Em Parnaíba, de manhã bem cedo, do apartamento, ouvi as flautas alegres dos bem-te-vis, em que as aves parecem conversar musicalmente ente si. Embora não estejam entre os mais prestigiados pássaros canoros, contudo, gosto do canto deles, pela alegria moleca que parecem transmitir. Com suas plumas de vivo colorido, parecem estar vestidos a caráter.

Sua cantiga tem timbre, ritmo e arranjos diferentes, embora sutis e quase imperceptíveis a quem os ouve desatentamente. Conta a lenda que a onomatopeia da cantiga dessas aves nos serve de advertência para que tenhamos cuidado com as nossas ações e omissões, pois alguém ou Deus, em sua onisciência, sempre nos poderá dizer: bem te vi!... A algazarra esfuziante dos bem-te-vis me fez lembrar que ontem, ao entardecer, da janela do banheiro, contemplei a coreografia majestosa dos urubus, em sua planação circular.

A dança ficava exatamente no meu campo de visão da lua em quarto-crescente. Por vezes, em seus volteios, algum deles ficava em conjunção entre mim e a lua, o que mais tornava encantadora a revoada das aves negras se recortando contra o céu. Lembrei-me de minha mãe, porque foi ela quem primeiro me chamou a atenção para a beleza do voo solene, soberbo, dos urubus.

Também me ensinou a admirar a beleza das flores e das árvores e o encantamento das nuvens, explicando, em minha infância, que elas formavam diferentes desenhos, como um rebanho de ovelhas de imaculadas lãs brancas, ou uma rocha gigantesca, ou enormes paquidermes, embalados ao sabor da brisa, que depois tomavam novas formas, através dos cinzéis do vento. Minha mãe, ao cantarolar as belas letras de lindas melodias, também me ensinou, desde criança, a apreciar a boa música.

Talvez por isso tenha surgido a minha repulsa pelo barulho ensurdecedor das músicas e pelas apelativas e de muito mau-gosto letras dos tristes dias de hoje.
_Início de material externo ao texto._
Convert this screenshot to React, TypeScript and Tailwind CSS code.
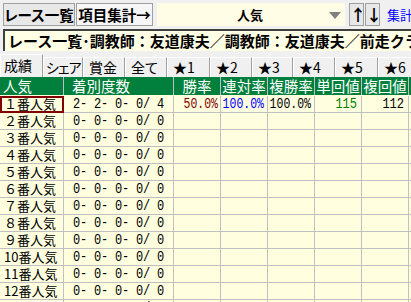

Um dia, quando degustava uma cerveja com o meu falecido cunhado Zé Henrique, no bar do Zé Lira, no céu límpido e azulado de Campo Maior, mostrei-lhe a beleza da dança planada e circulatória dos urubus, e lhe falei desses garis alados, que não sujam o mundo; que, ao contrário, limpam o mundo da sujeira dos outros, da sujeira que os outros fazem.

Falei-lhe do seu caminhar gingado, malandro, como diz a letra da música popular; da saúde deles, pois, comendo o que comem, nunca se ouviu falar de que sofressem de alguma infecção ou indigestão. O meu cunhado passou a admirar essas aves de rapina, e certo dia, na casa de meus pais, talvez na premonição de sua morte precoce, e acredito que por um blefe brincalhão, disse que gostaria de voltar como um urubu.

Minha mãe retrucou-lhe, e disse que gostaria de ser um bem-te-vi, bela e alegre ave. O saudoso Zé Henrique preferiu a beleza das acrobacias e coreografias aéreas dos urubus e a utilidade instintiva de suas faxinas. Minha mãe, que, em suas poucas letras, ensinou-me a ver a beleza das coisas e da música, preferiu a magia das cores e o canto dos pândegos bem-te-vis.